• MATERIAL SHOWN:
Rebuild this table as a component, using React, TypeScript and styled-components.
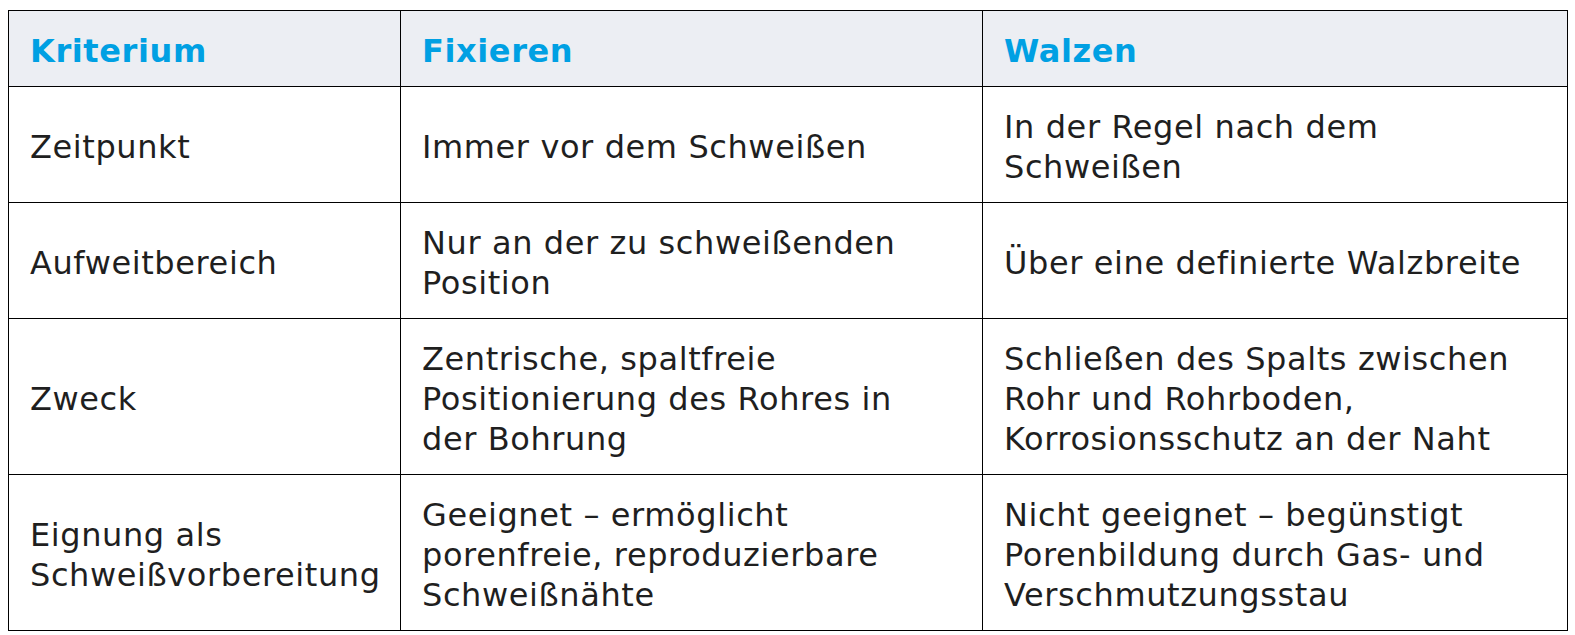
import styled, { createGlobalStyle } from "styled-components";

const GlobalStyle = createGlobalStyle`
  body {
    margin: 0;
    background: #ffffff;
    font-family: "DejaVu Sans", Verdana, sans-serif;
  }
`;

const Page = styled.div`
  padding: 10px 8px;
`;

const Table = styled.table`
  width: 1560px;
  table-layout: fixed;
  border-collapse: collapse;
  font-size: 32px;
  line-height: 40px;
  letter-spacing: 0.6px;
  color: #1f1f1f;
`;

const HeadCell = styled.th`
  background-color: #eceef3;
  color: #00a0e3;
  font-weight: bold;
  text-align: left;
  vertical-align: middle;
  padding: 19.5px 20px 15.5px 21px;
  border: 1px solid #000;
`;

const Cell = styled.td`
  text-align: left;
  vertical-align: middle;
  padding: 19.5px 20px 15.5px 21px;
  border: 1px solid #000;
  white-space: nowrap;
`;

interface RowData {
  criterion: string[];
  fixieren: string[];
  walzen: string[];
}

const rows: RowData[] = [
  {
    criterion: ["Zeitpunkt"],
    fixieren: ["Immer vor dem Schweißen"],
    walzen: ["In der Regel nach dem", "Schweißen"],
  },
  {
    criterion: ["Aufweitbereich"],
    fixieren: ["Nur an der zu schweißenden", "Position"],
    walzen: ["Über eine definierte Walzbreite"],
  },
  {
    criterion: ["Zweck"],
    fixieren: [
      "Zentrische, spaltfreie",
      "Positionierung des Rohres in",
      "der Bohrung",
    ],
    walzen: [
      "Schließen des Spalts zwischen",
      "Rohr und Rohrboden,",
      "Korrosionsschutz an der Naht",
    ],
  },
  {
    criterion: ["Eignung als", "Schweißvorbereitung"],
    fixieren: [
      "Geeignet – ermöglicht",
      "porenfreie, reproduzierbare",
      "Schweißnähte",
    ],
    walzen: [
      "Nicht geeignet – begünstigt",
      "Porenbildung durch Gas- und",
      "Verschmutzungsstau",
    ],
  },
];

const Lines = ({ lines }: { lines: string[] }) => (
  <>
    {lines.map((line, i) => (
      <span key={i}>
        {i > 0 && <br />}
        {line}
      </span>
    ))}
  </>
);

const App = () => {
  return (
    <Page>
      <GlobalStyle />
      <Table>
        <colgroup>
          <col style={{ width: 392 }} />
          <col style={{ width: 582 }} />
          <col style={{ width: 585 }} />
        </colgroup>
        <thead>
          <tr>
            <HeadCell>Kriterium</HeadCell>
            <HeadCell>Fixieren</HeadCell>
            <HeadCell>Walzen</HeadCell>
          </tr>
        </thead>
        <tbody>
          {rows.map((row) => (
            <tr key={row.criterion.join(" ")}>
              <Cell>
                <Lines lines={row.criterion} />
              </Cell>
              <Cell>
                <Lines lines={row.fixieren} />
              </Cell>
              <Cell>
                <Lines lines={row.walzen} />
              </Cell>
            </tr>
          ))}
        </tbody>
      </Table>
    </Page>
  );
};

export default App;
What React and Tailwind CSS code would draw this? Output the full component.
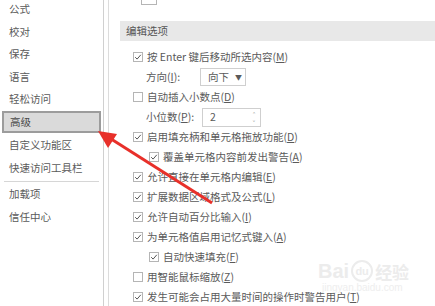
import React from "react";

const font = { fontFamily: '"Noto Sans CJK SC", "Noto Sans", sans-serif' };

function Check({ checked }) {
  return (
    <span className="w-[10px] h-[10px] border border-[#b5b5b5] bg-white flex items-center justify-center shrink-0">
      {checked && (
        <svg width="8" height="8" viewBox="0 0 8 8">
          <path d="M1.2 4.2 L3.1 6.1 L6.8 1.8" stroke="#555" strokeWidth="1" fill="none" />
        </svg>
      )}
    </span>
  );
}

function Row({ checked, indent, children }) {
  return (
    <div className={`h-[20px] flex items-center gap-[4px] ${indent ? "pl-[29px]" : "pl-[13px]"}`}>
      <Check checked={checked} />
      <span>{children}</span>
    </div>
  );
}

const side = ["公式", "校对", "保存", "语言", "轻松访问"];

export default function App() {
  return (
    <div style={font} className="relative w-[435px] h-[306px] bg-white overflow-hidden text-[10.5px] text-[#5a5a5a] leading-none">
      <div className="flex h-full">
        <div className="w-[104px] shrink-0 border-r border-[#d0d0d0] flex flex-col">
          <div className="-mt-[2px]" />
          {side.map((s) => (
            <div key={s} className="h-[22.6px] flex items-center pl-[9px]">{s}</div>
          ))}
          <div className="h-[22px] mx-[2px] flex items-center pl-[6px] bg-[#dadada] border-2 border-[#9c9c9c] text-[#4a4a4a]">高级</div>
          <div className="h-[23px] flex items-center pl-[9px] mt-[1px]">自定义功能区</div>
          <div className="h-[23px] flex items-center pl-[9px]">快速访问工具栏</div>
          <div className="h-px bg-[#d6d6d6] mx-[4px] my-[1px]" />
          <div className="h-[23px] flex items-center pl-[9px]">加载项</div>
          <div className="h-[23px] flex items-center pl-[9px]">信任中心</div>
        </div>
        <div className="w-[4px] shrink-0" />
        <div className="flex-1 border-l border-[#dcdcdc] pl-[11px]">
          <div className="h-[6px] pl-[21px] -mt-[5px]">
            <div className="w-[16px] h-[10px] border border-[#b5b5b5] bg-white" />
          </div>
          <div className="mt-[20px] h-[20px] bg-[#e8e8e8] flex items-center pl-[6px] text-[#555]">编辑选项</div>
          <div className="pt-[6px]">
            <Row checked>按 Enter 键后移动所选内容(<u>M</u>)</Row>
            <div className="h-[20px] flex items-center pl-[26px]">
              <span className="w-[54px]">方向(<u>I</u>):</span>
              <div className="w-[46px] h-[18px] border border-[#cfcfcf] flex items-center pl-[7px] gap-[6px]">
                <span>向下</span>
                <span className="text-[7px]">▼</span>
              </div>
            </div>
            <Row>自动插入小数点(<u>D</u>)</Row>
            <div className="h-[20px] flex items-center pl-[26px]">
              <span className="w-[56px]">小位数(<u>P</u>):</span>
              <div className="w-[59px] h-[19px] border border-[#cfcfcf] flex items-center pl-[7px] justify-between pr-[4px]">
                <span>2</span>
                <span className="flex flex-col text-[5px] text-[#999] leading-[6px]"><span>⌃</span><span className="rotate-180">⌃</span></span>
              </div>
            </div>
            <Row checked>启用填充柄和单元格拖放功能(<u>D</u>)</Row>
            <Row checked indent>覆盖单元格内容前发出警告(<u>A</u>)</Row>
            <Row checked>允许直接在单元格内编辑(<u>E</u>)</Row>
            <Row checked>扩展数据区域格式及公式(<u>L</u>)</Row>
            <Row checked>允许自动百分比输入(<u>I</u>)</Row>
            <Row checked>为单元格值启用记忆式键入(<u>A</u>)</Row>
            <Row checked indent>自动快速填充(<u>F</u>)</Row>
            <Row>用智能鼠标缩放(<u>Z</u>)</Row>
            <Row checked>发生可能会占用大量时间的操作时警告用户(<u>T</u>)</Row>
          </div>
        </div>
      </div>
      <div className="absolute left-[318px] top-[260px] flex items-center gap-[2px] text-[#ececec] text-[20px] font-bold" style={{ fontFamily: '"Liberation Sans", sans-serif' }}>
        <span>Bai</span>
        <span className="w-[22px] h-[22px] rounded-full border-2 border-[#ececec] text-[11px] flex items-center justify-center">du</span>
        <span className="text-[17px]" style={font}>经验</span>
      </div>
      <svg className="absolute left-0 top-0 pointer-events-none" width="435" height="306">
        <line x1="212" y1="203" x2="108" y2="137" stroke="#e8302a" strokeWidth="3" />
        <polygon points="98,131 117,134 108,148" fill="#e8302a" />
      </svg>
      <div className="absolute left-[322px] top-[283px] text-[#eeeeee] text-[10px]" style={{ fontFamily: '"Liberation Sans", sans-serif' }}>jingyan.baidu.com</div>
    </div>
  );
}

--

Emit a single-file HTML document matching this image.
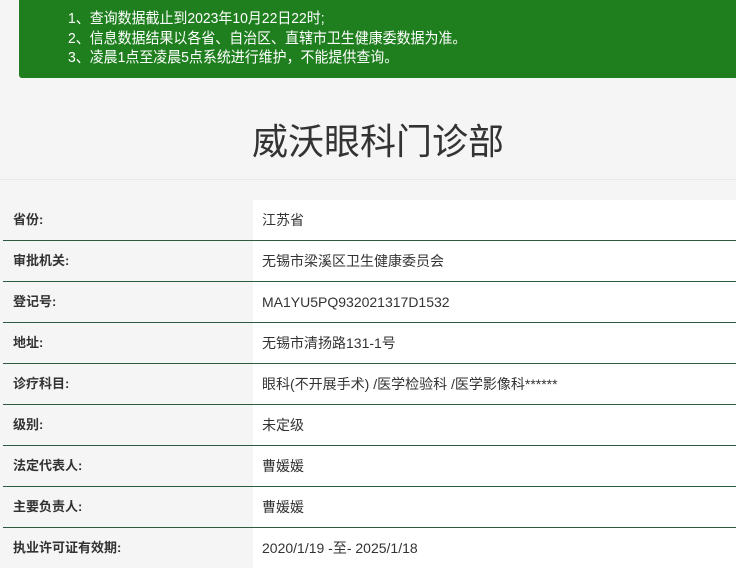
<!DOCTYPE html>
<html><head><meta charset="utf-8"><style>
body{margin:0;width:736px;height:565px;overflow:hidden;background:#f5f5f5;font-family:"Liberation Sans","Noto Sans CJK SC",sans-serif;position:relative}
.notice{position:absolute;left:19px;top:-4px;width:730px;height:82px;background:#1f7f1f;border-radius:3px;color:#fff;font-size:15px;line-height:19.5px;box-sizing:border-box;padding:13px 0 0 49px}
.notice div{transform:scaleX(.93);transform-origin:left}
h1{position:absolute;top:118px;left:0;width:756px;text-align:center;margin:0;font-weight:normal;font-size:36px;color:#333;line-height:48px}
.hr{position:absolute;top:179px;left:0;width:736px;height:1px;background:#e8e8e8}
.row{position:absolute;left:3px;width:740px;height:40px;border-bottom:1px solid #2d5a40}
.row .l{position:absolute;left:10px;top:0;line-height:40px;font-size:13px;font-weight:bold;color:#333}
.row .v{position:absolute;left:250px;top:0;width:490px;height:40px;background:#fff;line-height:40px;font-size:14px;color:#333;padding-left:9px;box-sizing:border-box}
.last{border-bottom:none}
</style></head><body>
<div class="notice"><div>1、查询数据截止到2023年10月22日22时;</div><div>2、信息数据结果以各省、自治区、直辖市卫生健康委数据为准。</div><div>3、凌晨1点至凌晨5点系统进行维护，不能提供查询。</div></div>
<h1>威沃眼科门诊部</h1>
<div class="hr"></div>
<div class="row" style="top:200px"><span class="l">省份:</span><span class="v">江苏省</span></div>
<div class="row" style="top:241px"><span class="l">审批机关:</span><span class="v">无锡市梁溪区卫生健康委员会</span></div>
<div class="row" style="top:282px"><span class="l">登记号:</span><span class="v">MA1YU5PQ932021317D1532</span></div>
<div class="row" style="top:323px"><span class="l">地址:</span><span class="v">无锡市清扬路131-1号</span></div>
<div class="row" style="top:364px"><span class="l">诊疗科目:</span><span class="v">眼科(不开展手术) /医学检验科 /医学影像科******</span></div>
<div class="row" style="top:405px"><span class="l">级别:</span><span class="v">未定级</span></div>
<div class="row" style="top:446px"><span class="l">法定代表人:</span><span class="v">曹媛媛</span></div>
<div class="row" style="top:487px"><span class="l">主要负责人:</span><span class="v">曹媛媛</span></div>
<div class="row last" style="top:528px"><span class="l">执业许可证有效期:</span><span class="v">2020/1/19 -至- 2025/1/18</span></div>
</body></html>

* * *

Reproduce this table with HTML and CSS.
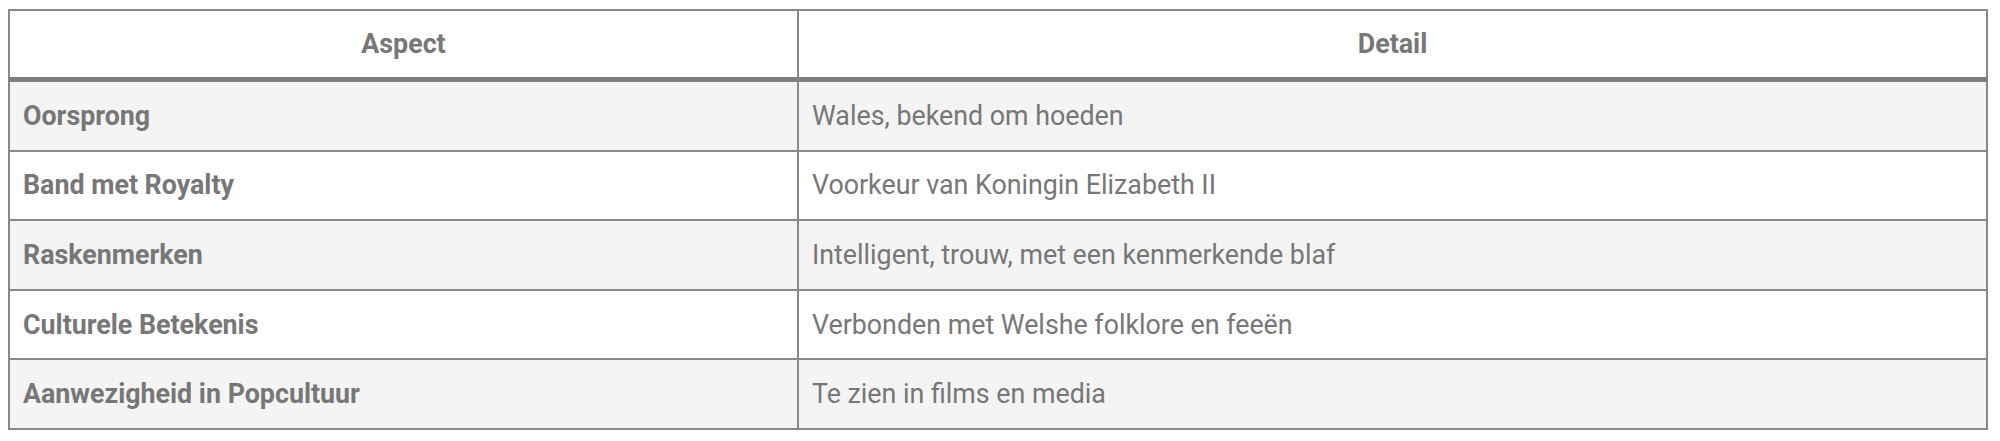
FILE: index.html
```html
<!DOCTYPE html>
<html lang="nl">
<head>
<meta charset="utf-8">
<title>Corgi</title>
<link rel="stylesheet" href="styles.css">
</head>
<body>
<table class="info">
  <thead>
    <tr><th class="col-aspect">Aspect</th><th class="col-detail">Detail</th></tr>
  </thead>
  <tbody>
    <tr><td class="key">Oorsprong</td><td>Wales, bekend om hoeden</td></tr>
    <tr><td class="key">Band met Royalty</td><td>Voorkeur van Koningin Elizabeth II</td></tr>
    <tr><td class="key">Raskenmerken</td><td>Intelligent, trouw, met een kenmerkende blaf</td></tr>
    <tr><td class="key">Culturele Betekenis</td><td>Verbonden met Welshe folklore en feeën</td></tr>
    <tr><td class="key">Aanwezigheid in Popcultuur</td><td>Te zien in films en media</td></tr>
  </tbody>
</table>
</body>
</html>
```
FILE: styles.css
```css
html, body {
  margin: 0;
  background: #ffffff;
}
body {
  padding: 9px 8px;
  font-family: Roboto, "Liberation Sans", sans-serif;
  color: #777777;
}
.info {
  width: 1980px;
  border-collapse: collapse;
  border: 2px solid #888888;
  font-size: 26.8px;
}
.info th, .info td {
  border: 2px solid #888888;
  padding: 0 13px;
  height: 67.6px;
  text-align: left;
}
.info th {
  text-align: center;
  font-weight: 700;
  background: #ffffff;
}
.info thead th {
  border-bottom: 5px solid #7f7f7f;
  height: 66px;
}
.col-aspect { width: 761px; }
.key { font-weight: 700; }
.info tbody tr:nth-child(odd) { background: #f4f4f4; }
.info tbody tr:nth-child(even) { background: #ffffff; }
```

• WHAT THE EXERCISE ASKS:
Track down all lines above with the string "components" and copy them.

• SOLUTION FOR THIS PROBLEM:
Rebuild this table as a component, using React, TypeScript and styled-components.
import styled, { createGlobalStyle } from "styled-components";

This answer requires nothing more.